=== DATASET SECTION ===
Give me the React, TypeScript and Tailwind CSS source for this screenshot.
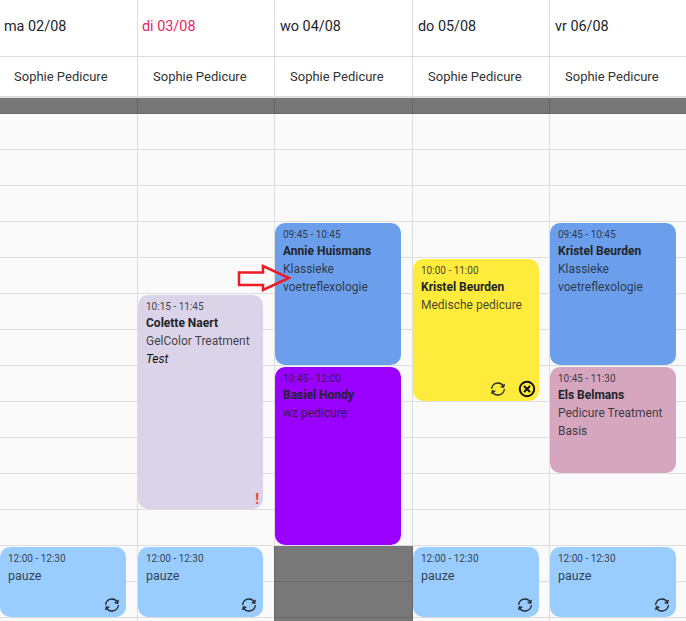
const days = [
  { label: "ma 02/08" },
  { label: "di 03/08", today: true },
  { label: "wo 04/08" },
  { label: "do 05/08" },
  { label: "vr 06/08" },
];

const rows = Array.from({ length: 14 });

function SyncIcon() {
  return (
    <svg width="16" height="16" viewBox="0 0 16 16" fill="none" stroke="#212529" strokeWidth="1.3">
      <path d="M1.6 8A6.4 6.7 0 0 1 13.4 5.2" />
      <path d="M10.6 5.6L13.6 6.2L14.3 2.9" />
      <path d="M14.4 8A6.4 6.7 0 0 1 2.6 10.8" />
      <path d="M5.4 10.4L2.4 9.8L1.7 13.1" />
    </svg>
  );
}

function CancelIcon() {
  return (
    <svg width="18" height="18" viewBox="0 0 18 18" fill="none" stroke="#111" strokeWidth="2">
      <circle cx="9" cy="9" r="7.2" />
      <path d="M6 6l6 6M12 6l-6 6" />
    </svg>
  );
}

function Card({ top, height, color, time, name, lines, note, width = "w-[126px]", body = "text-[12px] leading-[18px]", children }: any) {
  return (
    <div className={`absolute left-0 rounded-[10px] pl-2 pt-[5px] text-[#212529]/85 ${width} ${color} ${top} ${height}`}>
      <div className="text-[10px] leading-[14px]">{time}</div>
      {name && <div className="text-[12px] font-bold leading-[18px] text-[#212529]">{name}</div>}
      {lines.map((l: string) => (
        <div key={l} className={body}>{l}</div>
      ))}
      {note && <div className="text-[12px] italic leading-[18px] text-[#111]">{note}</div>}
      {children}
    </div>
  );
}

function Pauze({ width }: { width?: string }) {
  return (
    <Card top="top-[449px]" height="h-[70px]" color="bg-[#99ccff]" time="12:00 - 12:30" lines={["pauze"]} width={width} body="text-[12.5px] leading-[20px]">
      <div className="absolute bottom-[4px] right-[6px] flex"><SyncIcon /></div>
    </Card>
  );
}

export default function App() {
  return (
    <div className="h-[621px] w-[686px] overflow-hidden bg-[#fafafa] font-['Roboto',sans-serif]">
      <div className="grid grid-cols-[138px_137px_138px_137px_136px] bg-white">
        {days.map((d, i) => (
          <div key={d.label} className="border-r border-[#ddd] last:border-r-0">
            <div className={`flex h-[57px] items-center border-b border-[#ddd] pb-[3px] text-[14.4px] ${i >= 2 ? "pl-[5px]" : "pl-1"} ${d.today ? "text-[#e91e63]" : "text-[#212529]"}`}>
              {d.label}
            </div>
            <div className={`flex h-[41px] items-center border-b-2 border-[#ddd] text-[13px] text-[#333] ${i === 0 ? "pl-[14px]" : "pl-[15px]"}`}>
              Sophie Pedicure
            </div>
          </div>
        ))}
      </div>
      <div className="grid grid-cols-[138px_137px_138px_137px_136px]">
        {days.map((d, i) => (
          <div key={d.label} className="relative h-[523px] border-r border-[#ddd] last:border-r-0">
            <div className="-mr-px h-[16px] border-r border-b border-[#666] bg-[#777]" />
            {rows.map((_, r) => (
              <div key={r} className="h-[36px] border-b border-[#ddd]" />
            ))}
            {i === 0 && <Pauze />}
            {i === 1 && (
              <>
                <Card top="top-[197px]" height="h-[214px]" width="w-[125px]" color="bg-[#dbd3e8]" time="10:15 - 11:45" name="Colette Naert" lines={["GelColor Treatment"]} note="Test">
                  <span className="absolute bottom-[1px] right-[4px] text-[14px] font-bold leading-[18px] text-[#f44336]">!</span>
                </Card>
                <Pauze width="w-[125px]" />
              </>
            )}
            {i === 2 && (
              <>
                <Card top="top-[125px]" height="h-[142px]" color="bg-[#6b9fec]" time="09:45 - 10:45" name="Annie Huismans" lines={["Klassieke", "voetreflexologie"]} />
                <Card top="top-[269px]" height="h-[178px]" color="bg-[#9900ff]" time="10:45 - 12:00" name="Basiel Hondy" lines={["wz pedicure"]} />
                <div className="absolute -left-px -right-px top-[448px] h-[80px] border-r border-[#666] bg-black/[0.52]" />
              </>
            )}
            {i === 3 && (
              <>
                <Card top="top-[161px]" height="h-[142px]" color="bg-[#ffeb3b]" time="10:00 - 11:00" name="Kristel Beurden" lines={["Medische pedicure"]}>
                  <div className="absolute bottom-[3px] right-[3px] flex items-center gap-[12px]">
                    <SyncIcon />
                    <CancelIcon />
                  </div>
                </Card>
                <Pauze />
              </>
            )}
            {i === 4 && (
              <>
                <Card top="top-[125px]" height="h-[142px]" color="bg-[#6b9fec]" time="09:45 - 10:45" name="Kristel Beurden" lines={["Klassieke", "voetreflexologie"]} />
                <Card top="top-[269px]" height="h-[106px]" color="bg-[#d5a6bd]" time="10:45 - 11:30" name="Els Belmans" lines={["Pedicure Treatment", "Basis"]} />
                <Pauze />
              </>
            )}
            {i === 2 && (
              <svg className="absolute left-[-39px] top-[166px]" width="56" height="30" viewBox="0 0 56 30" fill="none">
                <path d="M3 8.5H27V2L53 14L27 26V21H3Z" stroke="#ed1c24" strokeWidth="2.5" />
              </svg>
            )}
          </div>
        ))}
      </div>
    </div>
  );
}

=== BRIEF ===
Repeat the listing verbatim. Skip the pictures.

=== EXERCISE OUTPUT ===
Give me the React, TypeScript and Tailwind CSS source for this screenshot.
const days = [
  { label: "ma 02/08" },
  { label: "di 03/08", today: true },
  { label: "wo 04/08" },
  { label: "do 05/08" },
  { label: "vr 06/08" },
];

const rows = Array.from({ length: 14 });

function SyncIcon() {
  return (
    <svg width="16" height="16" viewBox="0 0 16 16" fill="none" stroke="#212529" strokeWidth="1.3">
      <path d="M1.6 8A6.4 6.7 0 0 1 13.4 5.2" />
      <path d="M10.6 5.6L13.6 6.2L14.3 2.9" />
      <path d="M14.4 8A6.4 6.7 0 0 1 2.6 10.8" />
      <path d="M5.4 10.4L2.4 9.8L1.7 13.1" />
    </svg>
  );
}

function CancelIcon() {
  return (
    <svg width="18" height="18" viewBox="0 0 18 18" fill="none" stroke="#111" strokeWidth="2">
      <circle cx="9" cy="9" r="7.2" />
      <path d="M6 6l6 6M12 6l-6 6" />
    </svg>
  );
}

function Card({ top, height, color, time, name, lines, note, width = "w-[126px]", body = "text-[12px] leading-[18px]", children }: any) {
  return (
    <div className={`absolute left-0 rounded-[10px] pl-2 pt-[5px] text-[#212529]/85 ${width} ${color} ${top} ${height}`}>
      <div className="text-[10px] leading-[14px]">{time}</div>
      {name && <div className="text-[12px] font-bold leading-[18px] text-[#212529]">{name}</div>}
      {lines.map((l: string) => (
        <div key={l} className={body}>{l}</div>
      ))}
      {note && <div className="text-[12px] italic leading-[18px] text-[#111]">{note}</div>}
      {children}
    </div>
  );
}

function Pauze({ width }: { width?: string }) {
  return (
    <Card top="top-[449px]" height="h-[70px]" color="bg-[#99ccff]" time="12:00 - 12:30" lines={["pauze"]} width={width} body="text-[12.5px] leading-[20px]">
      <div className="absolute bottom-[4px] right-[6px] flex"><SyncIcon /></div>
    </Card>
  );
}

export default function App() {
  return (
    <div className="h-[621px] w-[686px] overflow-hidden bg-[#fafafa] font-['Roboto',sans-serif]">
      <div className="grid grid-cols-[138px_137px_138px_137px_136px] bg-white">
        {days.map((d, i) => (
          <div key={d.label} className="border-r border-[#ddd] last:border-r-0">
            <div className={`flex h-[57px] items-center border-b border-[#ddd] pb-[3px] text-[14.4px] ${i >= 2 ? "pl-[5px]" : "pl-1"} ${d.today ? "text-[#e91e63]" : "text-[#212529]"}`}>
              {d.label}
            </div>
            <div className={`flex h-[41px] items-center border-b-2 border-[#ddd] text-[13px] text-[#333] ${i === 0 ? "pl-[14px]" : "pl-[15px]"}`}>
              Sophie Pedicure
            </div>
          </div>
        ))}
      </div>
      <div className="grid grid-cols-[138px_137px_138px_137px_136px]">
        {days.map((d, i) => (
          <div key={d.label} className="relative h-[523px] border-r border-[#ddd] last:border-r-0">
            <div className="-mr-px h-[16px] border-r border-b border-[#666] bg-[#777]" />
            {rows.map((_, r) => (
              <div key={r} className="h-[36px] border-b border-[#ddd]" />
            ))}
            {i === 0 && <Pauze />}
            {i === 1 && (
              <>
                <Card top="top-[197px]" height="h-[214px]" width="w-[125px]" color="bg-[#dbd3e8]" time="10:15 - 11:45" name="Colette Naert" lines={["GelColor Treatment"]} note="Test">
                  <span className="absolute bottom-[1px] right-[4px] text-[14px] font-bold leading-[18px] text-[#f44336]">!</span>
                </Card>
                <Pauze width="w-[125px]" />
              </>
            )}
            {i === 2 && (
              <>
                <Card top="top-[125px]" height="h-[142px]" color="bg-[#6b9fec]" time="09:45 - 10:45" name="Annie Huismans" lines={["Klassieke", "voetreflexologie"]} />
                <Card top="top-[269px]" height="h-[178px]" color="bg-[#9900ff]" time="10:45 - 12:00" name="Basiel Hondy" lines={["wz pedicure"]} />
                <div className="absolute -left-px -right-px top-[448px] h-[80px] border-r border-[#666] bg-black/[0.52]" />
              </>
            )}
            {i === 3 && (
              <>
                <Card top="top-[161px]" height="h-[142px]" color="bg-[#ffeb3b]" time="10:00 - 11:00" name="Kristel Beurden" lines={["Medische pedicure"]}>
                  <div className="absolute bottom-[3px] right-[3px] flex items-center gap-[12px]">
                    <SyncIcon />
                    <CancelIcon />
                  </div>
                </Card>
                <Pauze />
              </>
            )}
            {i === 4 && (
              <>
                <Card top="top-[125px]" height="h-[142px]" color="bg-[#6b9fec]" time="09:45 - 10:45" name="Kristel Beurden" lines={["Klassieke", "voetreflexologie"]} />
                <Card top="top-[269px]" height="h-[106px]" color="bg-[#d5a6bd]" time="10:45 - 11:30" name="Els Belmans" lines={["Pedicure Treatment", "Basis"]} />
                <Pauze />
              </>
            )}
            {i === 2 && (
              <svg className="absolute left-[-39px] top-[166px]" width="56" height="30" viewBox="0 0 56 30" fill="none">
                <path d="M3 8.5H27V2L53 14L27 26V21H3Z" stroke="#ed1c24" strokeWidth="2.5" />
              </svg>
            )}
          </div>
        ))}
      </div>
    </div>
  );
}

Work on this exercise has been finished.